Because in this case it would be meaningful, as those two sequences are
not visually near each other by coincidence, but are actually based on
a similar mathematical idea. Also, the algorithm wouldn't care at all
whether we
humans have already realized that some sequence is a Recaman-variant
or an ordinal transform.

So, I think here is a low-hanging fruit for anybody who has some
interest and experience in pattern recognition / clustering
algorithms. For starters, one wouldn't need to implement anything on
OEIS-server side, but should do the analysis remotely, based on
b-files, and then share the results with us on the third-party website
that preferably would offer an easily navigable tree/graph structure.

And yes, I still haven't thought about if such techniques are any good
for the great majority of monotonic sequences, "the counting
sequences" loved by combinatoricists. But that is also the field with
most established techniques, all the well-known 1-to-1 transforms.
And if we had a deep-learning AI, it could soon combine all the
transforms, both existing ones and the new ones it has concocted by
itself, to find some really hairy connections. But this is a topic for
another discussion: How such program could avoid making a lots of
trivial conjectures?  Also, it would be nice if we could instruct a
program to find unexpected things like recent Lemke Oliver-Soundararajan
bias, where something against the existing beliefs would be found from
the b-file data. But this supposes that we could somehow formulate
(e.g. with an ontological scheme) "mathematical prejudices" about
how things are.

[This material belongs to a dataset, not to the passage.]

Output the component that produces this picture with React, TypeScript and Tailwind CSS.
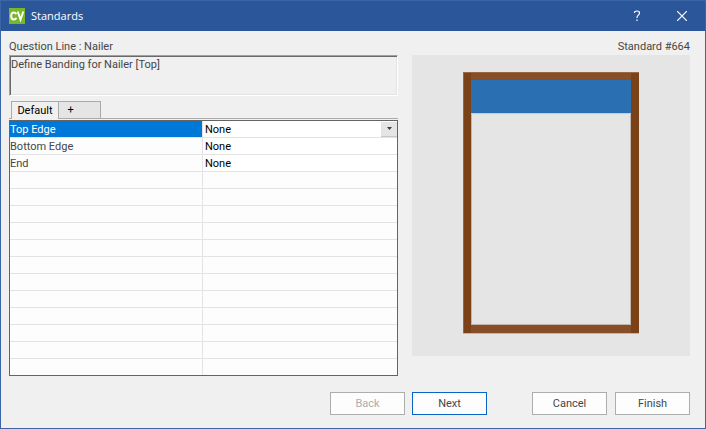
import { useState } from "react";

const edges = ["Top Edge", "Bottom Edge", "End"];
const blankRows = Array.from({ length: 12 }, (_, i) => i);

function TitleBar() {
  return (
    <header className="flex h-[30px] items-center bg-[#2b579a] pl-2 text-white">
      <svg className="h-4 w-4" viewBox="0 0 16 16" role="img" aria-label="CV">
        <rect width="16" height="16" fill="#76b82a" />
        <path d="M7.2 6.2C6.9 5 6 4.400 4.900 4.400C3.200 4.400 2.200 5.800 2.200 8S3.200 11.600 4.900 11.600C6 11.600 6.900 11 7.200 9.800" fill="none" stroke="#fff" strokeWidth="2" />
        <path d="M8.700 3.500L11.500 11.500L14.300 3.500" fill="none" stroke="#fff" strokeWidth="2" />
      </svg>
      <h1 className="ml-[6px] flex-1 font-['Open_Sans',sans-serif] leading-4">Standards</h1>
      <button type="button" aria-label="Help" className="flex h-full w-[45px] items-center justify-center">
        <svg className="h-3 w-2" viewBox="0 0 8 12" fill="none" stroke="#fff" strokeWidth="1.200">
          <path d="M1.500 3V2.500C1.500 1.500 2.500 1 4 1S6.500 1.700 6.500 3C6.500 5 4 5.200 4 7.500V8" />
          <path d="M4 9.500V11" />
        </svg>
      </button>
      <button type="button" aria-label="Close" className="flex h-full w-[46px] items-center justify-center">
        <svg className="h-[10px] w-[10px]" viewBox="0 0 10 10" stroke="#fff" strokeWidth="1.200">
          <path d="M0 0L10 10M10 0L0 10" />
        </svg>
      </button>
    </header>
  );
}

function BandingSelect({ label, showArrow }: { label: string; showArrow: boolean }) {
  const [value, setValue] = useState("None");
  return (
    <div className="flex h-4 items-center">
      <select
        aria-label={label}
        value={value}
        onChange={(e) => setValue(e.target.value)}
        className="h-4 min-w-0 flex-1 appearance-none bg-transparent pt-px pl-[2px] leading-[15px] text-black outline-none"
      >
        <option>None</option>
      </select>
      {showArrow && (
        <span className="pointer-events-none flex h-[15px] w-4 items-center justify-center border-b border-[#c8c8c8] bg-[#e5e5e5]">
          <svg className="h-[3px] w-[5px]" viewBox="0 0 5 3">
            <path d="M0 0H5L2.500 3Z" fill="#404040" />
          </svg>
        </span>
      )}
    </div>
  );
}

function BandingTable() {
  return (
    <table className="mt-px w-full table-fixed border-separate border-spacing-0 border border-[#646464] bg-[#fdfdfd]">
      <colgroup>
        <col className="w-[193px]" />
        <col />
      </colgroup>
      <tbody>
        {edges.map((edge, i) => (
          <tr key={edge} className="h-[17px]">
            <th
              scope="row"
              className={
                "border-r border-b border-[#e3e3e3] p-0 pt-px text-left font-normal leading-[15px] " +
                (i === 0 ? "bg-[#0078d7] text-white" : "text-[#464646]")
              }
            >
              {edge}
            </th>
            <td className="border-b border-[#e3e3e3] bg-white p-0">
              <BandingSelect label={edge} showArrow={i === 0} />
            </td>
          </tr>
        ))}
        {blankRows.map((row) => (
          <tr key={row} className="group h-[17px] last:h-4">
            <td className="border-r border-b border-[#e3e3e3] p-0 group-last:border-b-0" />
            <td className="border-b border-[#e3e3e3] p-0 group-last:border-b-0" />
          </tr>
        ))}
      </tbody>
    </table>
  );
}

function Preview() {
  return (
    <div className="flex h-[301px] items-start justify-center bg-[#e5e5e5] pt-[17px]">
      <svg className="h-[262px] w-[176px]" viewBox="0 0 176 262" shapeRendering="crispEdges" role="img" aria-label="Cabinet front with top nailer">
        <rect x="7" y="7" width="162" height="247" fill="#c2b5ac" />
        <rect x="9" y="9" width="158" height="243" fill="#e5e5e5" />
        <rect x="8" width="160" height="8" fill="#884e28" />
        <rect x="8" y="8" width="160" height="33" fill="#2a6fb2" />
        <rect x="8" y="41" width="160" height="1" fill="#c8cbce" />
        <rect x="8" y="253" width="160" height="8" fill="#884e28" />
        <rect width="8" height="261" fill="#7b4218" />
        <rect x="168" width="8" height="261" fill="#7b4218" />
        <path d="M0 0H176V1H0ZM0 0H1V261H0Z" fill="#9a6744" />
        <rect y="261" width="176" height="1" fill="#c9b5a7" />
      </svg>
    </div>
  );
}

const buttonClass = "h-[23px] w-[75px] border bg-[#fdfdfd] pt-px leading-4";

export default function App() {
  return (
    <div className="flex min-h-screen flex-col border border-[#3a66a7] bg-[#f0f0f0] font-['Roboto',sans-serif] text-[11px] leading-4 text-[#464646]">
      <TitleBar />
      <main className="flex flex-1 flex-col pt-2 pr-[15px] pl-2">
        <div className="flex gap-[14px]">
          <section className="min-w-0 flex-[389]">
            <label htmlFor="question" className="block">Question Line : Nailer</label>
            <textarea
              id="question"
              readOnly
              defaultValue="Define Banding for Nailer [Top]"
              className="block h-[41px] w-full resize-none border border-t-[#a0a0a0] border-r-white border-b-white border-l-[#a0a0a0] bg-[#f0f0f0] px-px pt-px leading-4 shadow-[inset_1px_1px_0_#696969,inset_-1px_-1px_0_#e3e3e3] outline-none"
            />
            <div role="tablist" className="mt-[5px] flex h-[18px] border-b border-[#aaaaaa] pl-[2px] text-black">
              <button type="button" role="tab" aria-selected="true" className="h-[18px] w-[47px] border-t border-l border-[#aaaaaa] bg-[#f0f0f0]">Default</button>
              <button type="button" role="tab" aria-selected="false" aria-label="Add tab" className="h-[17px] w-[43px] border-x border-t border-[#aaaaaa] bg-[#e5e5e5] pr-[18px] leading-4">+</button>
            </div>
            <BandingTable />
          </section>
          <section className="min-w-0 flex-[278]">
            <p className="text-right">Standard #664</p>
            <Preview />
          </section>
        </div>
        <footer className="flex justify-end pt-4 pb-[13px]">
          <button type="button" disabled className={buttonClass + " border-[#adadad] text-[#adadad]"}>Back</button>
          <button type="button" className={buttonClass + " ml-[7px] border-[#0a64c8]"}>Next</button>
          <button type="button" className={buttonClass + " ml-[45px] border-[#adadad]"}>Cancel</button>
          <button type="button" className={buttonClass + " ml-2 border-[#adadad]"}>Finish</button>
        </footer>
      </main>
    </div>
  );
}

Or maybe there should be a "stupid" AI inventing such
prejudices and a "clever" AI refuting them? But I digress again.

In any case, we need more b-files, much more (for the existing sequences
first).

Best regards,

Antti Karttunen
PS. If you reply, then please include me on CC: line, otherwise I will
not see your reply until the next digest arrives, as the web-portal of
this list seems to have missed most of the recent postings.